**Problem description:** Using the material that follows, identify and copy each line with the string "index".

"""

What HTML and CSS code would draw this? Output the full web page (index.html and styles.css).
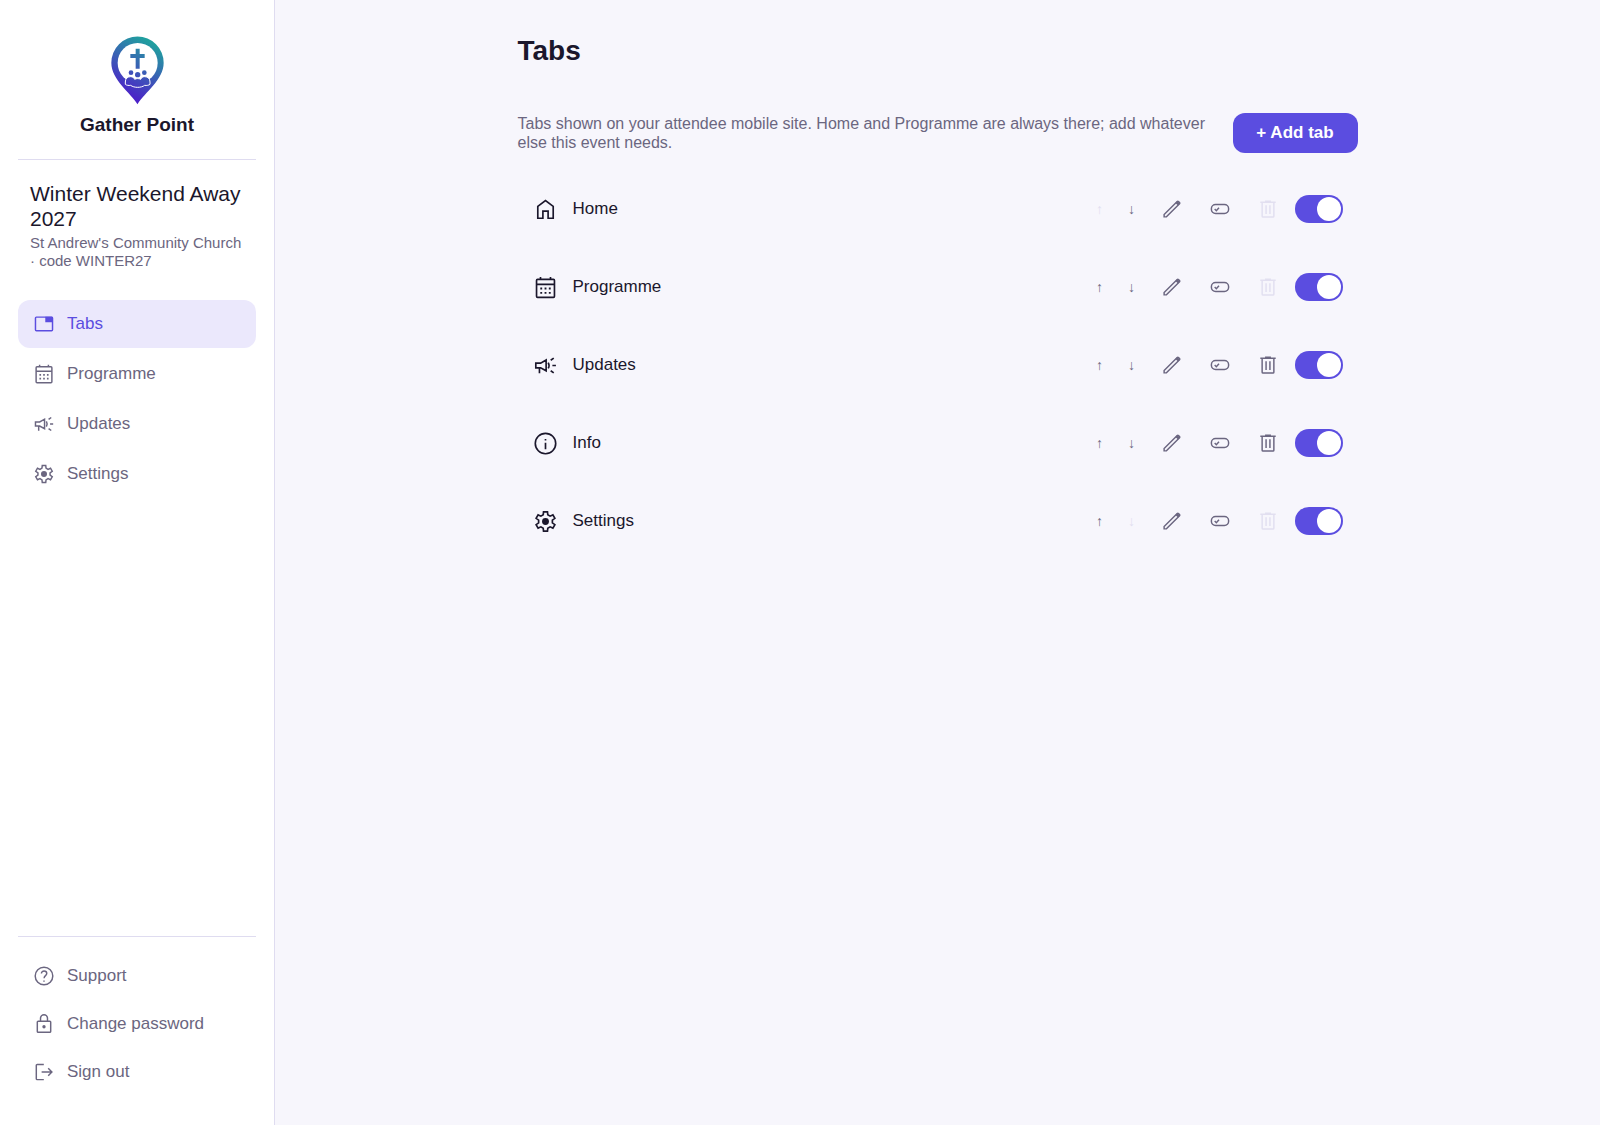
FILE: index.html
```html
<!DOCTYPE html>
<html lang="en">
<head>
    <meta charset="UTF-8">
    <meta name="viewport" content="width=device-width, initial-scale=1">
    <title>Tabs - Gather Point</title>
    <link rel="stylesheet" href="styles.css">
</head>

<body>
    <!-- icon sprite -->
    <svg class="sprite" aria-hidden="true">
        <symbol id="i-tabs" viewBox="0 0 24 24">
            <rect x="2.7" y="4.5" width="18.6" height="14.8" rx="1" />
            <path class="solid" d="M13.4 4h7.6a.8.8 0 0 1 .8.8v5.4h-8.4z" />
        </symbol>
        <symbol id="i-calendar" viewBox="0 0 24 24">
            <rect x="3.4" y="4.2" width="17.2" height="17.3" rx="1" />
            <path d="M3.4 9h17.2M7.2 2v2.2M16.8 2v2.2" />
            <path class="solid" d="M7 12h1.8v1.8H7zM11.1 12h1.8v1.8h-1.8zM15.2 12H17v1.8h-1.8zM7 16.2h1.8V18H7zM11.1 16.2h1.8V18h-1.8zM15.2 16.2H17V18h-1.8z" />
        </symbol>
        <symbol id="i-megaphone" viewBox="0 0 24 24">
            <path d="M2.7 9.7h4.6l5.3-3v10.4l-5.3-2.9H2.7zM6.2 14.2v5.2M14.6 9.2q1.6 2.8 0 5.6M17 7l2.9-2.1M18.6 12H22M17 17l2.9 2.1" />
        </symbol>
        <symbol id="i-settings" viewBox="0 0 24 24">
            <path d="M9.8 5.6l.3-2.9h3.8l.3 2.9 2.2 1.3 2.7-1.2L21 9l-2.4 1.7v2.6L21 15l-1.9 3.3-2.7-1.2-2.2 1.3-.3 2.9h-3.8l-.3-2.9-2.2-1.3-2.7 1.2L3 15l2.4-1.7v-2.6L3 9l1.9-3.3 2.7 1.2z" />
            <circle class="solid" cx="12" cy="12" r="3.3" />
        </symbol>
        <symbol id="i-home" viewBox="0 0 24 24">
            <path d="M4.6 9L12 3.400 19.400 9v11.400h-4.900v-6.900h-5v6.900H4.600z" />
        </symbol>
        <symbol id="i-info" viewBox="0 0 24 24">
            <circle cx="12" cy="12" r="9.8" />
            <path d="M12 11.2v6.2M12 7.6v1.6" />
        </symbol>
        <symbol id="i-help" viewBox="0 0 24 24">
            <circle cx="12" cy="12" r="9.6" />
            <path d="M9.2 9.4c0-1.8 1.2-2.9 2.9-2.9s2.9 1.1 2.9 2.7c0 2.3-2.9 2.5-2.9 5.2M12 16.8v1.6" />
        </symbol>
        <symbol id="i-lock" viewBox="0 0 24 24">
            <rect x="4.7" y="8.9" width="14.6" height="12.2" rx="1" />
            <path d="M8.2 8.9V5.8a3.8 3.8 0 0 1 7.6 0v3.1" />
            <circle class="solid" cx="12" cy="15" r="1.8" />
        </symbol>
        <symbol id="i-signout" viewBox="0 0 24 24">
            <path d="M11.8 3.7H4.6a1 1 0 0 0-1 1v14.6a1 1 0 0 0 1 1h7.2M9.4 12h11.2M16.6 8l4 4-4 4" />
        </symbol>
        <symbol id="i-pencil" viewBox="0 0 24 24">
            <path d="M3.4 20.6v-2.5L17.7 3.8a.9.9 0 0 1 1.3 0l1.200 1.200a.9.9 0 0 1 0 1.300L5.900 20.600z" />
            <path class="solid" d="M15.700 5.400l2.200-2.200 2.900 2.900-2.200 2.200z" />
        </symbol>
        <symbol id="i-pill" viewBox="0 0 24 24">
            <rect x="2.6" y="7.200" width="18.8" height="9.600" rx="4.600" />
            <path d="M6.200 12l1.800 1.800 2.900-3.200" />
        </symbol>
        <symbol id="i-trash" viewBox="0 0 24 24">
            <path d="M3.600 4.600h16.800M8.800 3.400h6.400M5.600 4.600v15.200a1 1 0 0 0 1 1h10.800a1 1 0 0 0 1-1V4.600M9.900 8v9.400M14.100 8v9.400" />
        </symbol>
    </svg>

    <aside class="sidebar">
        <div class="brand">
            <svg class="brand-logo" viewBox="0 0 159 207" aria-hidden="true">
                <defs>
                    <linearGradient id="pin" gradientUnits="userSpaceOnUse" x1="45" y1="175" x2="130" y2="25">
                        <stop offset="0" stop-color="#4b22c8" />
                        <stop offset="0.5" stop-color="#3a5fb5" />
                        <stop offset="1" stop-color="#209f9f" />
                    </linearGradient>
                </defs>
                <path fill="url(#pin)" d="M79.5 205C58 168 1 132 1 80a78.5 78.5 0 0 1 157 0c0 52-57 88-78.5 125z" />
                <circle cx="80" cy="81" r="60" fill="#fff" />
                <path fill="url(#pin)" d="M74 38h12v16h15v12H86v32H74V66H58V54h16z" />
                <path fill="url(#pin)" stroke="#fff" stroke-width="3" d="M43 145v-7c0-10 6-16 16-16 6 0 10 3 12 8 5-3 13-3 18 0 2-5 6-8 12-8 10 0 16 6 16 16v7c-4 3-10 4-16 3-10 8-32 8-42 0-6 1-12 0-16-3z" />
                <g fill="url(#pin)">
                    <circle cx="60" cy="110" r="7" />
                    <circle cx="100" cy="110" r="7" />
                    <circle cx="80" cy="116" r="8" />
                </g>
            </svg>
            <span class="brand-name">Gather Point</span>
        </div>

        <div class="event">
            <div class="event-name">Winter Weekend Away 2027</div>
            <div class="event-meta">St Andrew's Community Church · code WINTER27</div>
        </div>

        <nav class="menu">
            <a class="menu-item active" href="#tabs"><svg class="icon"><use href="#i-tabs" /></svg>Tabs</a>
            <a class="menu-item" href="#programme"><svg class="icon"><use href="#i-calendar" /></svg>Programme</a>
            <a class="menu-item" href="#updates"><svg class="icon"><use href="#i-megaphone" /></svg>Updates</a>
            <a class="menu-item" href="#settings"><svg class="icon"><use href="#i-settings" /></svg>Settings</a>
        </nav>

        <div class="account">
            <a class="menu-item" href="#support"><svg class="icon"><use href="#i-help" /></svg>Support</a>
            <a class="menu-item" href="#password"><svg class="icon"><use href="#i-lock" /></svg>Change password</a>
            <a class="menu-item" href="#signout"><svg class="icon"><use href="#i-signout" /></svg>Sign out</a>
        </div>
    </aside>

    <main class="main">
        <div class="content">
            <h1>Tabs</h1>
            <div class="toolbar">
                <p>Tabs shown on your attendee mobile site. Home and Programme are always there; add whatever else this event needs.</p>
                <button class="add-button" type="button">+ Add tab</button>
            </div>

            <ul class="tab-list">
                <li class="tab-row">
                    <svg class="icon icon-large"><use href="#i-home" /></svg>
                    <span class="tab-name">Home</span>
                    <button class="move" type="button" aria-label="Move Home up" disabled>↑</button>
                    <button class="move" type="button" aria-label="Move Home down">↓</button>
                    <button class="action" type="button" aria-label="Rename Home"><svg class="icon"><use href="#i-pencil" /></svg></button>
                    <button class="action" type="button" aria-label="Home button"><svg class="icon"><use href="#i-pill" /></svg></button>
                    <button class="action" type="button" aria-label="Delete Home" disabled><svg class="icon"><use href="#i-trash" /></svg></button>
                    <input class="switch" type="checkbox" role="switch" aria-label="Show Home" checked>
                </li>
                <li class="tab-row">
                    <svg class="icon icon-large"><use href="#i-calendar" /></svg>
                    <span class="tab-name">Programme</span>
                    <button class="move" type="button" aria-label="Move Programme up">↑</button>
                    <button class="move" type="button" aria-label="Move Programme down">↓</button>
                    <button class="action" type="button" aria-label="Rename Programme"><svg class="icon"><use href="#i-pencil" /></svg></button>
                    <button class="action" type="button" aria-label="Programme button"><svg class="icon"><use href="#i-pill" /></svg></button>
                    <button class="action" type="button" aria-label="Delete Programme" disabled><svg class="icon"><use href="#i-trash" /></svg></button>
                    <input class="switch" type="checkbox" role="switch" aria-label="Show Programme" checked>
                </li>
                <li class="tab-row">
                    <svg class="icon icon-large"><use href="#i-megaphone" /></svg>
                    <span class="tab-name">Updates</span>
                    <button class="move" type="button" aria-label="Move Updates up">↑</button>
                    <button class="move" type="button" aria-label="Move Updates down">↓</button>
                    <button class="action" type="button" aria-label="Rename Updates"><svg class="icon"><use href="#i-pencil" /></svg></button>
                    <button class="action" type="button" aria-label="Updates button"><svg class="icon"><use href="#i-pill" /></svg></button>
                    <button class="action" type="button" aria-label="Delete Updates"><svg class="icon"><use href="#i-trash" /></svg></button>
                    <input class="switch" type="checkbox" role="switch" aria-label="Show Updates" checked>
                </li>
                <li class="tab-row">
                    <svg class="icon icon-large"><use href="#i-info" /></svg>
                    <span class="tab-name">Info</span>
                    <button class="move" type="button" aria-label="Move Info up">↑</button>
                    <button class="move" type="button" aria-label="Move Info down">↓</button>
                    <button class="action" type="button" aria-label="Rename Info"><svg class="icon"><use href="#i-pencil" /></svg></button>
                    <button class="action" type="button" aria-label="Info button"><svg class="icon"><use href="#i-pill" /></svg></button>
                    <button class="action" type="button" aria-label="Delete Info"><svg class="icon"><use href="#i-trash" /></svg></button>
                    <input class="switch" type="checkbox" role="switch" aria-label="Show Info" checked>
                </li>
                <li class="tab-row">
                    <svg class="icon icon-large"><use href="#i-settings" /></svg>
                    <span class="tab-name">Settings</span>
                    <button class="move" type="button" aria-label="Move Settings up">↑</button>
                    <button class="move" type="button" aria-label="Move Settings down" disabled>↓</button>
                    <button class="action" type="button" aria-label="Rename Settings"><svg class="icon"><use href="#i-pencil" /></svg></button>
                    <button class="action" type="button" aria-label="Settings button"><svg class="icon"><use href="#i-pill" /></svg></button>
                    <button class="action" type="button" aria-label="Delete Settings" disabled><svg class="icon"><use href="#i-trash" /></svg></button>
                    <input class="switch" type="checkbox" role="switch" aria-label="Show Settings" checked>
                </li>
            </ul>
        </div>
    </main>
</body>
</html>
```
FILE: styles.css
```css
* {
    box-sizing: border-box;
}

body {
    margin: 0;
    min-height: 100vh;
    display: flex;
    background-color: #f7f6fc;
    color: #1b172c;
    font-family: "Liberation Sans", Arial, sans-serif;
    font-size: 17px;
}

button {
    border: none;
    background: none;
    padding: 0;
    color: inherit;
    font-family: inherit;
    cursor: pointer;
}

.sprite {
    display: none;
}

.icon {
    width: 22px;
    height: 22px;
    flex: none;
    fill: none;
    stroke: currentColor;
    stroke-width: 1.6;
}

.icon-large {
    width: 25px;
    height: 25px;
}

.solid {
    fill: currentColor;
    stroke: none;
}

/* sidebar */

.sidebar {
    width: 275px;
    flex: none;
    display: flex;
    flex-direction: column;
    padding: 36px 18px 29px;
    background-color: white;
    border-right: 1px solid #dfdcf0;
}

.brand {
    display: flex;
    flex-direction: column;
    align-items: center;
    gap: 9px;
    padding-bottom: 23px;
    border-bottom: 1px solid #dfdcf0;
}

.brand-logo {
    width: 53px;
    height: 69px;
}

.brand-name {
    font-size: 19px;
    font-weight: bold;
    line-height: 22px;
}

.event {
    padding: 21px 12px 30px;
}

.event-name {
    font-size: 21px;
    line-height: 25px;
}

.event-meta {
    margin-top: 3px;
    color: #6b6680;
    font-size: 15px;
    line-height: 18px;
}

.menu {
    display: flex;
    flex-direction: column;
    gap: 2px;
}

.menu-item {
    display: flex;
    align-items: center;
    gap: 12px;
    height: 48px;
    padding: 0 15px;
    border-radius: 12px;
    color: #6b6680;
    text-decoration: none;
}

.menu-item.active {
    background-color: #ebe8fc;
    color: #5b4de0;
}

.account {
    margin-top: auto;
    padding-top: 15px;
    border-top: 1px solid #dfdcf0;
}

/* main */

.main {
    flex: 1;
    padding: 35px 20px;
}

.content {
    max-width: 840px;
    margin: 0 auto;
}

h1 {
    margin: 0 0 46px;
    font-size: 28px;
    line-height: 32px;
}

.toolbar {
    display: flex;
    align-items: center;
    gap: 17px;
    margin-bottom: 17px;
}

.toolbar p {
    flex: 1;
    margin: 0;
    color: #6b6680;
    font-size: 16px;
    line-height: 19px;
}

.add-button {
    width: 125px;
    height: 40px;
    border-radius: 12px;
    background-color: #5b4de0;
    color: white;
    font-size: 17px;
    font-weight: bold;
}

.tab-list {
    margin: 0;
    padding: 0;
    list-style: none;
}

.tab-row {
    display: flex;
    align-items: center;
    height: 78px;
    padding: 0 15px;
}

.tab-name {
    flex: 1;
    margin-left: 15px;
}

.move {
    width: 32px;
    height: 32px;
    color: #6b6680;
    font-size: 14px;
}

.action {
    display: flex;
    align-items: center;
    justify-content: center;
    width: 48px;
    height: 48px;
    color: #6b6680;
}

.move:disabled,
.action:disabled {
    color: #e2dff0;
    cursor: default;
}

.switch {
    appearance: none;
    display: flex;
    width: 48px;
    height: 28px;
    margin: 0 0 0 3px;
    padding: 2px;
    border-radius: 14px;
    background-color: #cfcbe0;
    cursor: pointer;
}

.switch::before {
    content: "";
    width: 24px;
    height: 24px;
    border-radius: 50%;
    background-color: white;
}

.switch:checked {
    justify-content: flex-end;
    background-color: #5b4de0;
}
```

"""

**Answer to the exercise:**
What HTML and CSS code would draw this? Output the full web page (index.html and styles.css).
FILE: index.html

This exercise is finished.